Danger: Using a non‑compliant temperature determination procedure can lead to volume discrepancies of 0.1%–0.5% per degree Celsius, resulting in significant financial exposure in high‑volume custody transfers. Always verify that your temperature measurement program aligns with the latest edition of the standard.
Frequently Asked Questions (FAQ)
Q: What is the difference between API MPMS 7.5 (2014) and API MPMS 7.2 (Electronic Temperature Measurement)? A: API MPMS 7.5 focuses specifically on temperature determination for static petroleum volumes (tanks, vessels, rail cars) using both manual and fixed sensors. API MPMS 7.2 deals with electronic temperature measurement systems, particularly those used in dynamic pipeline measurement and automatic tank gauging. The two chapters complement each other; 7.5 provides the overarching principles and procedures, while 7.2 gives detailed specifications for electronic hardware, communication, and uncertainty evaluation.

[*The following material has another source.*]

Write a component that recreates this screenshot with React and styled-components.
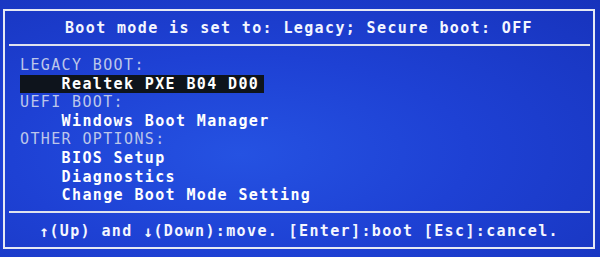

Q: What calibration frequency does API MPMS 7.5 require for custody-transfer temperature devices? A: The standard requires an initial calibration before use and periodic recalibration at intervals not to exceed one year. For high‑accuracy applications (≤ 0.1 °C tolerance), six‑month calibration intervals are recommended. Additionally, a field verification check against a calibrated reference thermometer must be performed before each use for portable instruments, and at least quarterly for fixed installations.
Q: Can I use an infrared (non‑contact) thermometer for temperature determination under API MPMS 7.5? A: No. Infrared thermometers are not approved for custody-transfer temperature measurement in static tanks because they measure surface temperature only, which does not represent the bulk liquid temperature. The standard explicitly requires the sensing element to be immersed in the product (directly or via a thermowell).
Q: What are the requirements for a thermowell installation to comply with API MPMS 7.5? A: The thermowell must be manufactured from a material with low thermal conductivity (e.g., stainless steel, Monel), filled with a conductive paste or oil to ensure thermal contact, and installed at a location where it can be fully immersed in the product at all operational levels. The immersion length should be at least 10 times the well’s outside diameter to minimize conduction errors, and the well must be oriented to avoid stagnant zones near tank shell or roof.